I am frustrated and angry. I don't understand much of what is going on right now. He wants to change my personality but I have to wait until he gets around to telling me what is being changed and why. I'm supposed to be fully, and cheerfully accepting of him and his time limitations. Why should I when he won't reciprocate?

I asked him to consider renaming me since he's changing me into a different person. It makes sense to me. I'll be a different person and as such I should have a new name to go with the "new" me.

I'll never understand why, if he's not happy with me, he doesn't just find someone else more to his liking? I thought he liked 'me' for who I was. I guess I thought wrong.

Sometimes,like right now, I doubt my slavehood.

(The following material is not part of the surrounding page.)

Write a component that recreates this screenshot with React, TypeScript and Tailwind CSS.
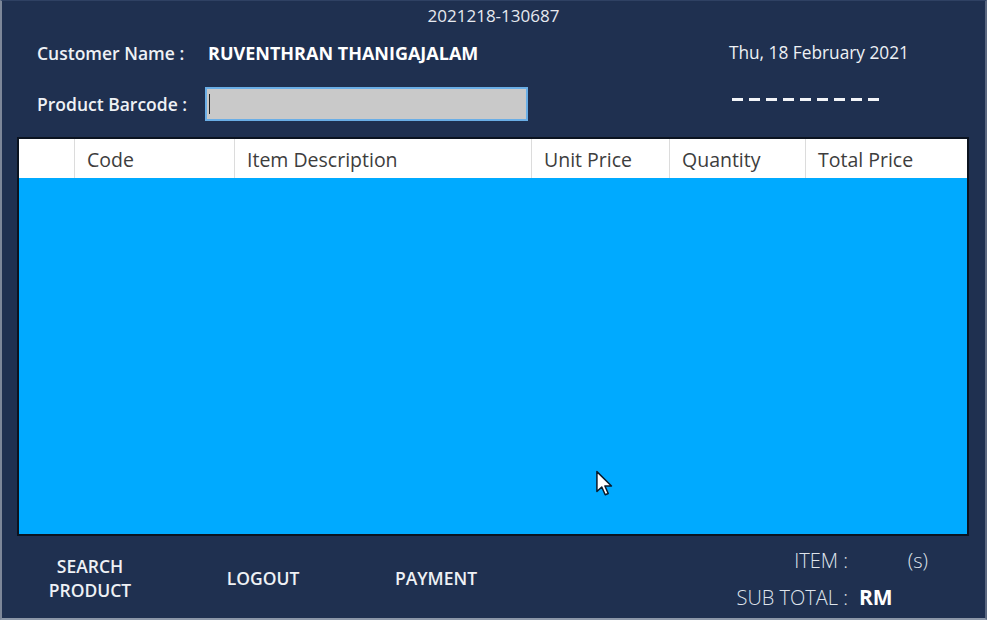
import React from "react";

const COLUMNS = [
  { label: "", width: "w-[56px]" },
  { label: "Code", width: "w-[160px]" },
  { label: "Item Description", width: "w-[297px]" },
  { label: "Unit Price", width: "w-[138px]" },
  { label: "Quantity", width: "w-[136px]" },
  { label: "Total Price", width: "flex-1" },
];

function Dashes() {
  return (
    <div className="flex gap-[6px]">
      {Array.from({ length: 9 }).map((_, i) => (
        <div key={i} className="h-[3px] w-[11px] bg-[#f2f4f8]" />
      ))}
    </div>
  );
}

function Pointer() {
  return (
    <svg
      className="absolute left-[576px] top-[331px]"
      width="20"
      height="28"
      viewBox="0 0 18 26"
      aria-hidden
    >
      <path
        d="M1.5 1.5 L1.5 20 L6 15.8 L9.2 23 L12 21.8 L8.9 14.8 L15 14.8 Z"
        fill="#ffffff"
        stroke="#0a1a2a"
        strokeWidth="1.4"
        strokeLinejoin="round"
      />
    </svg>
  );
}

export default function App() {
  return (
    <div
      className="flex h-[620px] w-[987px] flex-col overflow-hidden border-b-2 border-l-2 border-r-2 border-t border-b-[#8c97a8] border-l-[#7d8799] border-r-[#5a6780] border-t-[#2f4163] bg-[#1f3050] text-white"
      style={{ fontFamily: '"Open Sans", "Noto Sans", sans-serif' }}
    >
      <div className="flex h-[29px] shrink-0 items-center justify-center text-[17px] text-[#e6e9ef]">
        2021218-130687
      </div>

      <div className="flex h-[46px] shrink-0 items-center pl-[35px] pr-[76px]">
        <span className="w-[171px] text-[17.5px] font-semibold text-[#eef1f5]">Customer Name :</span>
        <span className="text-[18px] font-bold">RUVENTHRAN THANIGAJALAM</span>
        <span className="ml-auto text-[17.3px] text-[#eef1f5]">Thu, 18 February 2021</span>
      </div>

      <div className="mt-[11px] flex h-[34px] shrink-0 items-center pl-[35px] pr-[106px]">
        <span className="w-[168px] text-[17.5px] font-semibold text-[#eef1f5]">Product Barcode :</span>
        <div className="flex h-[34px] w-[323px] items-center border-2 border-[#6aaee6] bg-[#c9c9c9] pl-[2px]">
          <div className="h-[20px] w-px bg-[#222]" />
        </div>
        <div className="ml-auto mb-[10px]">
          <Dashes />
        </div>
      </div>

      <div className="relative ml-[15px] mr-[16px] mt-[16px] flex h-[399px] shrink-0 flex-col border-2 border-[#0b1320]">
        <div className="flex h-[39px] bg-white">
          {COLUMNS.map((col, i) => (
            <div
              key={i}
              className={`${col.width} flex items-center pl-[12px] pt-[3px] text-[19.5px] text-[#3d3d3d] ${i < COLUMNS.length - 1 ? "border-r border-[#dcdcdc]" : ""}`}
            >
              {col.label}
            </div>
          ))}
        </div>
        <div className="flex-1 bg-[#00aaff]" />
        <Pointer />
      </div>

      <div className="flex min-h-0 flex-1 pl-[18px]">
        <div className="flex items-center gap-[33px] pt-[2px]">
          {["SEARCH PRODUCT", "LOGOUT", "PAYMENT"].map((label) => (
            <div
              key={label}
              className="w-[140px] text-center text-[17.5px] font-semibold leading-[24px] text-[#eef1f5]"
            >
              {label === "SEARCH PRODUCT" ? (
                <>
                  SEARCH
                  <br />
                  PRODUCT
                </>
              ) : (
                label
              )}
            </div>
          ))}
        </div>
        <div className="ml-auto mr-[57px] mt-[6px] grid grid-cols-[auto_80px] grid-rows-[37px_37px] items-center text-[20px] font-light text-[#dfe4ec]">
          <span className="text-right">ITEM :</span>
          <span className="text-right">(s)</span>
          <span className="text-right">SUB TOTAL :</span>
          <span className="pl-[11px] text-[21px] font-bold text-white">RM</span>
        </div>
      </div>
    </div>
  );
}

If one of my Owners feels he has to change my personality, maybe that means I've failed him as a slave.


And now after a phone call I'm further confused. Apparently I had it all wrong. I'm not allowed to discuss the one thing that seriously upsets me. So dear blog, you get stuck listening to me.

I'm supposed to stop complaining. So I guess I will. I'll have to pretend to be thrilled when I'm left high and dry in the middle of playing and have to figure out how to do self-aftercare.

I'm just worn out. I'm tired of arguing. I'd like to have productive conversations. But anything I say that isn't sunshine and roses is taken as a complaint. Going with that logic, I should not complain ever.